Given are $$S_1 = x(a_1x+2h_1y)+b_1y^2 + c_1=0$$ $$S_2 = x(a_2x+2h_2y)+b_2y^2 + c_2=0$$ $$S_1=S_2$$ I want to solve for a positive $x$ and positive $y$. There is a method as explained at the very end in this source, here's the quote:
Each of these equations represents a conic section, and they intersect at four points. We wish to find the point of intersection that lies in the all-positive quadrant - i.e. with x and y both positive. Form the equation $c_2S_1−c_1S_2=0$. This is also a quadratic equation representing a conic section passing through the four points. Furthermore, it has no constant term, and it, therefore, represents the two straight lines that pass through the four points. The equation can be factorized into two linear terms, αβ−0, where α=0 and β=0 are the two straight lines. Choose the one with positive slope and solve it with $S_1=0$ or with $S_2=0$ (or with both, as a check against arithmetic mistakes) to find x and y.

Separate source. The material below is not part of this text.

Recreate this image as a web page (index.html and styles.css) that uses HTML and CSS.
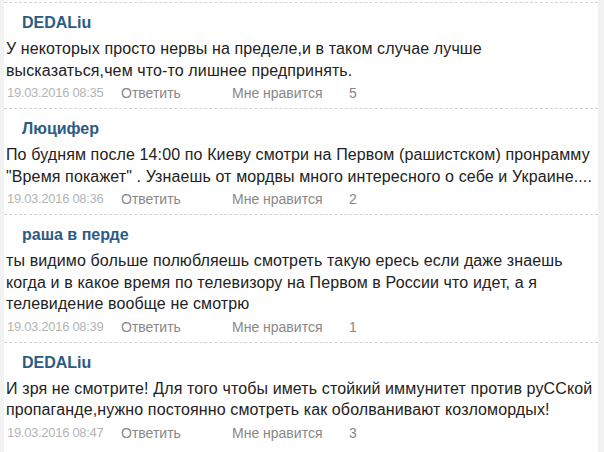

The source has given values for $a_1=11.73$, $h_1=17.06$, $b_1=14.93$ and $c_1=-20$ in its example $2.9.1$ which eventually shows that $x=0.2529$ and $y=1.000$
However, I don't really understand the method explained such as the factorization in two linear terms. How is this solved?
So you've gotten it to the form $$Ax^2 +Bxy + Cy^2 = 0$$ (the exact forms of $A, B, C$ will only get in the way right now).

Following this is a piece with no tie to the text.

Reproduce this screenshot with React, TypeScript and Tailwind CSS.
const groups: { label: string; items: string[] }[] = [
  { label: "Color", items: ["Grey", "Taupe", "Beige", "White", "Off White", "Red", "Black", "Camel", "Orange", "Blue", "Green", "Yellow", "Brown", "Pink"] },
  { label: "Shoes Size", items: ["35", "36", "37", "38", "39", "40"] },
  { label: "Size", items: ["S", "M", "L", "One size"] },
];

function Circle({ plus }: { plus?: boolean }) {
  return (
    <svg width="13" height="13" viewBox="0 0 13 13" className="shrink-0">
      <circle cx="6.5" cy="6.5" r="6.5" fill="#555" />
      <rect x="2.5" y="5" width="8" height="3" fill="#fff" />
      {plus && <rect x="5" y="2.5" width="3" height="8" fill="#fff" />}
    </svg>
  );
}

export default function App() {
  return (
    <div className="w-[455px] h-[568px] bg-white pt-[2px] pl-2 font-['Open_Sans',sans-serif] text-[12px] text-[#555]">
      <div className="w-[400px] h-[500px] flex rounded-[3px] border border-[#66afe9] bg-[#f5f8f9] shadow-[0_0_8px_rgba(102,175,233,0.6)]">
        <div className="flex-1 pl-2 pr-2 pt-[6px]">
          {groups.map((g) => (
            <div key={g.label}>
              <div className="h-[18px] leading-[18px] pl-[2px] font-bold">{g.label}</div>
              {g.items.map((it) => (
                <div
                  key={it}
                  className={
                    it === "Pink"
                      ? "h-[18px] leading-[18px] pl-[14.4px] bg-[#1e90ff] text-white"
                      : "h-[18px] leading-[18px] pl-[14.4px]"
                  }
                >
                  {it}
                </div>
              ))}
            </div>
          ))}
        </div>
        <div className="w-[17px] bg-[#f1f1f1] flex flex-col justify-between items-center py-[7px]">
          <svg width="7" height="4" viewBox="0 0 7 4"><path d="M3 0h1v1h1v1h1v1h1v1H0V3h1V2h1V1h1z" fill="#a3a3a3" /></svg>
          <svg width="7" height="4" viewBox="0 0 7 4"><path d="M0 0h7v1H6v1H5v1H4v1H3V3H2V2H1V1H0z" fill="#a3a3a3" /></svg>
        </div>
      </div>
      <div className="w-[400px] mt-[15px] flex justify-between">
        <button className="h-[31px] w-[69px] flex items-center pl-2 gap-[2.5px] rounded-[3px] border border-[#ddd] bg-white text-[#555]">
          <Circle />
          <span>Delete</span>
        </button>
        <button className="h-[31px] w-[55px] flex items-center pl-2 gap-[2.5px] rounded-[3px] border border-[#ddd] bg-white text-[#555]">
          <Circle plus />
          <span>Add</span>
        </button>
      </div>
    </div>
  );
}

The text tells you to write the left hand side as a product of linear factors:
$$Ax^2 +Bxy + Cy^2 = (ax + by)(cx + dy)$$ Except note that if you divide the first factor by a constant and multiply the second factor by the same constant, you get another factorization for the same expression. To get rid of that amiguity, assume $c = 1$:
$$Ax^2 +Bxy + Cy^2 = (ax + by)(x + dy)\\ Ax^2 +Bxy + Cy^2 = ax^2 +(ad + b)xy + bdy^2$$ Since this should hold for all $x, y$, we have $$a = A\\ad+b = B\\bd=C$$ which solves to $$\frac {AC}b + b = B\\b^2 - Bb + AC = 0\\b = \frac{B \pm \sqrt{B^2 - 4AC}}2$$
For each value of $b$ you can factor $$Ax^2 +Bxy + Cy^2 = (Ax + by)(x + \frac Cby)=0$$ which gives either $Ax + by = 0$ or $bx + Cy = 0$. This gives four lines in total: $$y = -\frac {2A}{B+\sqrt{B^2 - 4AC}}x\\y = -\frac {2A}{B-\sqrt{B^2 - 4AC}}x\\y = -\frac{B + \sqrt{B^2 - 4AC}}{2C}x\\y = -\frac{B - \sqrt{B^2 - 4AC}}{2C}x$$
These are the four lines the site talks about. Since you want both $x$ and $y$ positive, you can throw away any for which the slope is negative (this will depend on the values of $b_1, b_2, c_1, c_2, h_1, h_2$). Though I've not checked it myself, the site is claiming that there is always one with a positive slope, call it $y = mx$. Plug that back into either $S_1$ or $S_2$ (if you did the arithmetic right, either equation will give the same solution). The result will be a quadratic equation in $x$ only, which you can solve.
Once you know $x$, you also know $y = mx$, which gives the final solution.
Edit: Added demonstration on how to calculate that the four lines actually do satisfy the equation:
Let $$\omega = 1 \pm \sqrt{1 - \dfrac{4AC}{B^2}}$$
which gives $$\dfrac{4AC}{B^2} = 1 - (\omega - 1)^2 = 2\omega - \omega^2$$
The lines have the form $$y = -\frac {2A}{B\omega}x,\quad y = -\frac {B\omega}{2C}x$$
If you substitute the first expression for $y$ in $Ax^2 + Bxy + Cy^2$, you get $$\begin{align}Ax^2 + Bxy + Cy^2 &= Ax^2 - \frac {2A}\omega x^2 + \frac {4A^2C}{B^2\omega^2}x^2\\ &= \dfrac{Ax^2}{\omega^2}\left[\omega^2 - 2\omega + \dfrac{4AC}{B^2}\right]\\ &= \dfrac{Ax^2}{\omega^2}\left[\omega^2 - 2\omega + (2\omega - \omega^2)\right]\\ &= 0\end{align}$$
Had I used $y = \frac {2A}{B\omega}x$ as you claim in the comments, I would have gotten $\left[\omega^2 + 2\omega + (2\omega - \omega^2)\right] = 4\omega$ instead.
A similar calculation works for $y = -\frac {B\omega}{2C}x$ as well.